World public opinion may not be a self-defining ‘movement’, but from this consensual global responsiveness an overarching vehicle of beneficent influence has the potential to be borne. “In all the years I’ve been a journalist, I’ve never know public consciousness to have risen as fast as it’s rising today,” said John Pilger in a recent speech, adding that “this growing critical public awareness is all the more remarkable when you consider the sheer scale of indoctrination, the mythology of a superior way of life, and the current manufactured state of fear.” As we have witnessed in the fateful consequences of the Iraq war, the irresistible weight of world opinion is often prophetic and seldom wrong; what this “second superpower” still awaits is a truly grassroots, democratic platform that can activate the process of its organisation, not a nebulous banner of what is “possible” without delineation. 
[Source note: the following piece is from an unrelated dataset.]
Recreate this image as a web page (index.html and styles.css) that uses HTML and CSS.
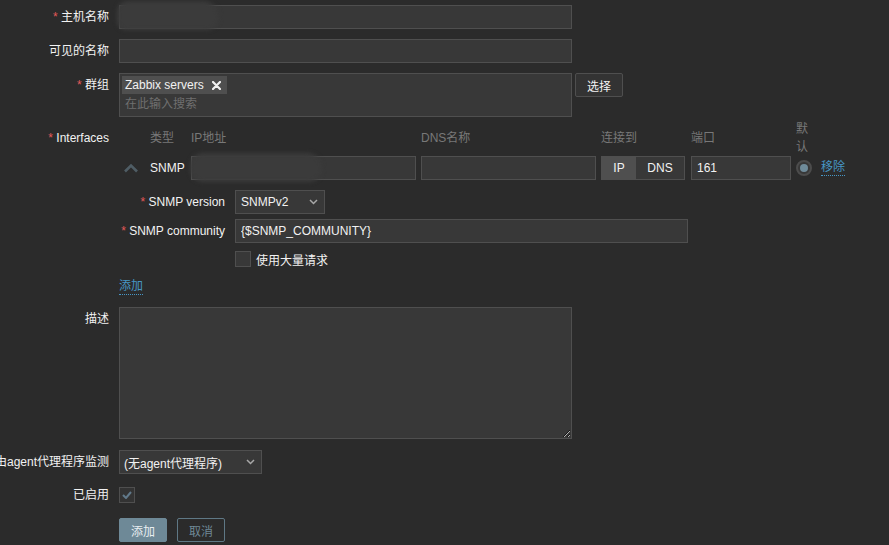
FILE: index.html
```html
<!DOCTYPE html>
<html>
<head>
<meta charset="utf-8">
<link rel="stylesheet" href="styles.css">
</head>
<body>
<div class="form">
  <div class="row">
    <div class="lbl"><span><i class="req">*</i> 主机名称</span></div>
    <div class="field rel">
      <input type="text" class="inp w453">
      <div class="blob blob-host"></div>
    </div>
  </div>

  <div class="row mt10">
    <div class="lbl"><span>可见的名称</span></div>
    <div class="field"><input type="text" class="inp w453"></div>
  </div>

  <div class="row mt10">
    <div class="lbl"><span><i class="req">*</i> 群组</span></div>
    <div class="field group-line">
      <div class="multi">
        <div class="tag"><span>Zabbix servers</span>
          <svg class="tag-x" width="9" height="9" viewBox="0 0 9 9"><path d="M1 1 L8 8 M8 1 L1 8" stroke="#f2f2f2" stroke-width="2.2" stroke-linecap="round"/></svg>
        </div>
        <div class="ph">在此输入搜索</div>
      </div>
      <button class="btn-alt">选择</button>
    </div>
  </div>

  <div class="row mt3">
    <div class="lbl lbl-if"><span><i class="req">*</i> Interfaces</span></div>
    <div class="field">
      <div class="if-grid">
        <div></div>
        <div class="hd">类型</div>
        <div class="hd">IP地址</div>
        <div class="hd">DNS名称</div>
        <div class="hd">连接到</div>
        <div class="hd">端口</div>
        <div class="hd hd-def">默<br>认</div>
        <div></div>

        <div class="chev">
          <svg width="16" height="10" viewBox="0 0 16 10"><polyline points="2,8.5 8,2.5 14,8.5" fill="none" stroke="#4f5d65" stroke-width="2.6"/></svg>
        </div>
        <div class="cell-txt">SNMP</div>
        <div class="rel"><input type="text" class="inp w225"><div class="blob blob-ip"></div></div>
        <div><input type="text" class="inp w175"></div>
        <div class="toggle"><span class="seg seg-on">IP</span><span class="seg">DNS</span></div>
        <div><input type="text" class="inp w100" value="161"></div>
        <div class="radio"><span class="dot"></span></div>
        <div><a class="link">移除</a></div>
      </div>

      <div class="details">
        <div class="dlbl"><span><i class="req">*</i> SNMP version</span></div>
        <div class="sel w90"><span>SNMPv2</span>
          <svg width="9" height="6" viewBox="0 0 9 6"><polyline points="1,1 4.5,4.5 8,1" fill="none" stroke="#a8a8a8" stroke-width="1.5"/></svg>
        </div>
        <div class="dlbl mt5"><span><i class="req">*</i> SNMP community</span></div>
        <div class="mt5"><input type="text" class="inp w453" value="{$SNMP_COMMUNITY}"></div>
        <div></div>
        <div class="chk-line mt8"><span class="chk"></span><span class="chk-txt">使用大量请求</span></div>
      </div>

      <div class="add-line"><a class="link">添加</a></div>
    </div>
  </div>

  <div class="row mt12">
    <div class="lbl"><span>描述</span></div>
    <div class="field"><textarea class="ta"></textarea></div>
  </div>

  <div class="row mt11">
    <div class="lbl"><span>由agent代理程序监测</span></div>
    <div class="field">
      <div class="sel w143"><span>(无agent代理程序)</span>
        <svg width="9" height="6" viewBox="0 0 9 6"><polyline points="1,1 4.5,4.5 8,1" fill="none" stroke="#a8a8a8" stroke-width="1.5"/></svg>
      </div>
    </div>
  </div>

  <div class="row mt13">
    <div class="lbl lbl-16"><span>已启用</span></div>
    <div class="field">
      <span class="chk chk-dis">
        <svg width="10" height="8" viewBox="0 0 10 8"><polyline points="1,4 4,7 9,1" fill="none" stroke="#61798a" stroke-width="2"/></svg>
      </span>
    </div>
  </div>

  <div class="row mt15">
    <div></div>
    <div class="field btns">
      <button class="btn-main">添加</button>
      <button class="btn-sec">取消</button>
    </div>
  </div>
</div>
</body>
</html>
```

FILE: styles.css
```css
html, body {
  margin: 0;
  padding: 0;
  background: #2b2b2b;
}
body {
  font-family: "Liberation Sans", "Noto Sans CJK SC", sans-serif;
  font-size: 12px;
  color: #f2f2f2;
  overflow: hidden;
  width: 889px;
  height: 545px;
}
.form {
  display: flex;
  flex-direction: column;
  padding-top: 5px;
}
.row {
  display: grid;
  grid-template-columns: 109px 1fr;
  column-gap: 10px;
}
.mt3 { margin-top: 3px; }
.mt5 { margin-top: 5px; }
.mt8 { margin-top: 8px; }
.mt10 { margin-top: 10px; }
.mt11 { margin-top: 11px; }
.mt12 { margin-top: 12px; }
.mt13 { margin-top: 13px; }
.mt15 { margin-top: 15px; }

.lbl, .dlbl {
  display: flex;
  justify-content: flex-end;
  white-space: nowrap;
  line-height: 24px;
  height: 24px;
}
.lbl-if { padding-top: 6px; }
.lbl-16 { line-height: 16px; height: 16px; }
.req {
  font-style: normal;
  color: #e45959;
}
.field { min-width: 0; }
.rel { position: relative; }

.inp {
  box-sizing: border-box;
  height: 24px;
  margin: 0;
  padding: 0 5px;
  background: #383838;
  border: 1px solid #4f4f4f;
  color: #f2f2f2;
  font-family: inherit;
  font-size: 12px;
  outline: none;
  display: block;
}
.w453 { width: 453px; }
.w225 { width: 225px; }
.w175 { width: 175px; }
.w100 { width: 100px; }

.blob {
  position: absolute;
  background: #3b3b3b;
  filter: blur(2px);
  pointer-events: none;
}
.blob-host {
  left: -2px;
  top: -4px;
  width: 102px;
  height: 29px;
  border-radius: 14px 20px 16px 12px;
}
.blob-ip {
  left: -1px;
  top: -3px;
  width: 132px;
  height: 29px;
  border-radius: 14px 16px 14px 14px;
}

.group-line {
  display: flex;
  align-items: flex-start;
  gap: 3px;
}
.multi {
  box-sizing: border-box;
  width: 453px;
  height: 44px;
  background: #383838;
  border: 1px solid #4f4f4f;
  padding: 2px;
}
.tag {
  display: inline-flex;
  align-items: center;
  height: 18px;
  background: #4f4f4f;
  padding: 0 6px 0 3px;
  line-height: 18px;
}
.tag-x { margin-left: 8px; }
.ph {
  height: 18px;
  line-height: 18px;
  padding-left: 3px;
  margin-top: 1px;
  color: #6f6f6f;
}
.btn-alt {
  box-sizing: border-box;
  width: 48px;
  height: 24px;
  margin: 0;
  padding: 0;
  background: #333333;
  border: 1px solid #4f4f4f;
  border-radius: 2px;
  color: #f2f2f2;
  font-family: inherit;
  font-size: 12px;
}

.if-grid {
  display: grid;
  grid-template-columns: 31px 41px 230px 180px 90px 105px 25px auto;
  align-items: center;
}
.hd {
  color: #787878;
  line-height: 18px;
}
.hd-def { line-height: 18px; }
.chev {
  display: flex;
  align-items: center;
  padding-left: 4px;
}
.cell-txt { line-height: 24px; }
.toggle {
  box-sizing: border-box;
  width: 84px;
  height: 24px;
  border: 1px solid #4f4f4f;
  display: flex;
  background: #383838;
}
.seg {
  display: flex;
  align-items: center;
  justify-content: center;
  flex: 1;
}
.seg-on {
  flex: 0 0 34px;
  background: #4f4f4f;
}
.radio {
  box-sizing: border-box;
  width: 16px;
  height: 16px;
  border-radius: 50%;
  background: #383838;
  border: 2px solid #4c4c4c;
  display: flex;
  align-items: center;
  justify-content: center;
}
.dot {
  width: 8px;
  height: 8px;
  border-radius: 50%;
  background: #6f8b9a;
}
.link {
  display: inline-block;
  color: #4796c4;
  line-height: 15px;
  border-bottom: 1px dotted #4796c4;
  cursor: pointer;
}

.details {
  display: grid;
  grid-template-columns: 106px 1fr;
  column-gap: 10px;
  margin-top: 10px;
}
.sel {
  box-sizing: border-box;
  height: 24px;
  background: #383838;
  border: 1px solid #4f4f4f;
  display: flex;
  align-items: center;
  justify-content: space-between;
  padding: 0 6px 0 5px;
  white-space: nowrap;
}
.w90 { width: 90px; }
.w143 { width: 143px; padding-left: 4px; }
.chk-line {
  display: flex;
  align-items: center;
  height: 16px;
}
.chk {
  box-sizing: border-box;
  width: 16px;
  height: 16px;
  background: #383838;
  border: 1px solid #4f4f4f;
  display: flex;
  align-items: center;
  justify-content: center;
}
.chk-txt { margin-left: 5px; }
.chk-dis { background: #333333; }
.add-line {
  margin-top: 12px;
  height: 16px;
}

.ta {
  box-sizing: border-box;
  display: block;
  width: 453px;
  height: 132px;
  margin: 0;
  background: #383838;
  border: 1px solid #4f4f4f;
  color: #f2f2f2;
  outline: none;
  resize: both;
}

.btns {
  display: flex;
  gap: 10px;
}
.btn-main, .btn-sec {
  box-sizing: border-box;
  width: 48px;
  height: 24px;
  margin: 0;
  padding: 0;
  border-radius: 2px;
  font-family: inherit;
  font-size: 12px;
}
.btn-main {
  background: #6e8997;
  border: 1px solid #6e8997;
  color: #e8eef1;
}
.btn-sec {
  background: transparent;
  border: 1px solid #5f7885;
  color: #6f8896;
}
```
The Social Forums have revealed the lesson, over more than six years, of too many causes and not enough action, whilst displaying the promise of horizontal networking and unprecedented collective empowerment. The astonishing successes of ‘people power’ have also shown, over more than 20 years, that resolute and peaceful protesters can be more indomitable than autocrats or warmongers. After two decades of mass non-governmental campaigns, from Live Aid in 1985 to Live Earth in 2007, we also have the evidence of an untapped, international basin of goodwill that requires only its own expression instead of the top-down directives adopted by super-celebrities, CEOs and politicians with uncertain motives. The next critical question, which arguably constitutes the greatest hope against the emergency of poverty and climate change, is how will these differing elements of public pressure be unified, utilised and activated as a worldwide force.
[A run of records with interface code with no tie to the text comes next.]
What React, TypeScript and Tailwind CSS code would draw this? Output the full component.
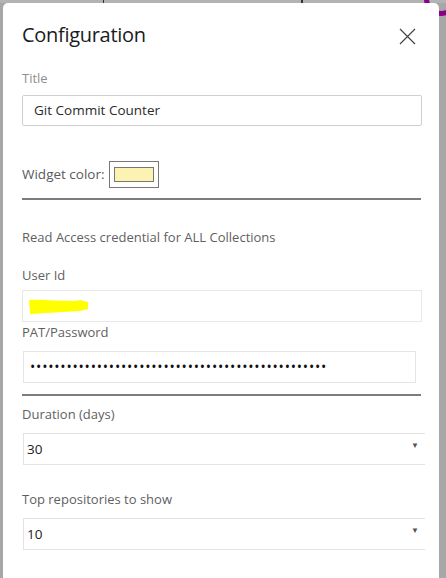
import React from 'react';

const font = { fontFamily: '"Open Sans", "Noto Sans", Arial, sans-serif' };

const Label: React.FC<{ text: string; className?: string }> = ({ text, className }) => (
  <div className={`text-[13px] leading-[18px] text-[#5f5f5f] ${className ?? ''}`}>{text}</div>
);

const SelectBox: React.FC<{ value: string; className?: string }> = ({ value, className }) => (
  <div
    className={`flex items-center justify-between h-[32px] ml-[1px] -mr-[3px] border-t border-l border-b border-[#e3e3e3] pl-[3px] pr-[6px] ${className ?? ''}`}
  >
    <span className="text-[13.5px] text-[#222]">{value}</span>
    <span className="text-[8px] text-[#555] -mt-[8px]">▼</span>
  </div>
);

export default function App() {
  return (
    <div className="relative w-[446px] h-[578px] overflow-hidden bg-[#a7a7a7] pt-[3px] pl-[3px] pr-[7px]" style={font}>
      {/* page behind */}
      <div className="absolute left-0 top-0 w-full h-[3px] bg-[#b3b3b3]" />
      <div className="absolute left-[103px] top-0 w-[1px] h-[5px] bg-[#333]" />
      <div className="absolute left-[301px] top-0 w-[2px] h-[5px] bg-[#333]" />
      <div className="absolute right-[-12px] top-[-18px] w-[34px] h-[34px] rounded-full border-[5px] border-[#8b008b]" />

      {/* panel */}
      <div className="relative h-full bg-white rounded-t-[5px] pl-[19px] pr-[17px] pt-[18px]">
        <div className="flex items-center justify-between">
          <h1 className="text-[20px] leading-[28px] font-medium text-[#1b1b1b] tracking-[-0.3px]">Configuration</h1>
          <svg width="17" height="17" viewBox="0 0 17 17" className="mr-[6px] mt-[2px]">
            <path d="M1 1 L16 16 M16 1 L1 16" stroke="#444" strokeWidth="1.2" fill="none" />
          </svg>
        </div>

        <div className="mt-[20px] text-[13px] leading-[18px] text-[#8f8f8f]">Title</div>
        <div className="mt-[8px] h-[31px] border border-[#cfcfcf] rounded-[2px] flex items-center pl-[11px] text-[13.5px] text-[#2b2b2b]">
          Git Commit Counter
        </div>

        <div className="mt-[35px] flex items-center">
          <span className="text-[13.5px] text-[#5a5a5a]">Widget color:</span>
          <div className="ml-[4px] w-[50px] h-[27px] border border-[#777] flex items-center justify-center">
            <div className="w-[40px] h-[15px] border border-[#777] bg-[#fcf3b3]" />
          </div>
        </div>

        <div className="mt-[10px] h-[2px] bg-[#7c7c7c] mr-[1px]" />

        <Label text="Read Access credential for ALL Collections" className="mt-[28px]" />
        <Label text="User Id" className="mt-[20px]" />

        <div className="mt-[6px] h-[32px] border border-[#e8e8e8] flex items-center pl-[5px]">
          <svg width="62" height="20" viewBox="0 0 62 20" className="mt-[2px]">
            <path d="M1 3 C14 2 30 4 46 4 L52 3 L60 5 L60 12 L52 14 C36 15 18 16 2 17 Z" fill="#ffff00" />
          </svg>
        </div>

        <Label text="PAT/Password" className="mt-[1px]" />
        <div className="mt-[10px] ml-[1px] mr-[6px] h-[32px] border border-[#e5e5e5] flex items-center pl-[6px] text-[#111] overflow-hidden">
          <span className="tracking-[0.8px] text-[14px] leading-none">{'•'.repeat(49)}</span>
        </div>

        <div className="mt-[11px] h-[2px] bg-[#7c7c7c] mr-[1px]" />

        <Label text="Duration (days)" className="mt-[9px]" />
        <SelectBox value="30" className="mt-[10px]" />

        <Label text="Top repositories to show" className="mt-[25px]" />
        <SelectBox value="10" className="mt-[10px]" />
      </div>
    </div>
  );
}
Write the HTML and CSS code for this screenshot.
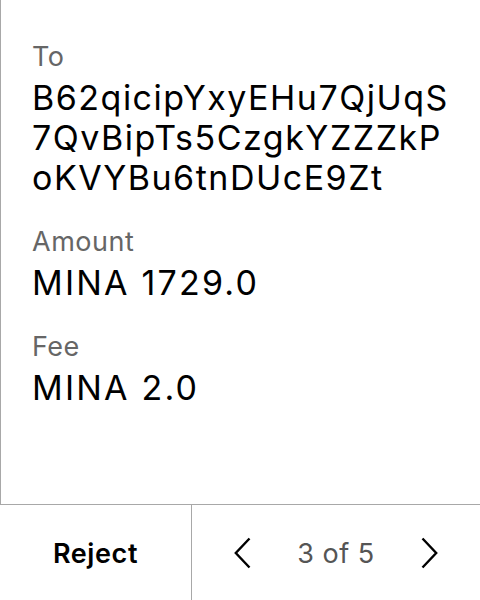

Corporate globalisation, without any ready alternatives till today, has now the challenge of an emerging newborn influence that knows no national or racial barriers or religious differences. As individuals we may well feel impotent and unimportant, but as part of a global public movement with a selective petition of demands – based on the universal principles of sharing, freedom and justice – we may find ourselves in a position to definitely shape world affairs. The prospective rapidity of worldwide changes could reasonably prove, if the two-thirds majority world realise the power of joining hands, beyond the erstwhile dreams of even the late Mahatma and Luther King.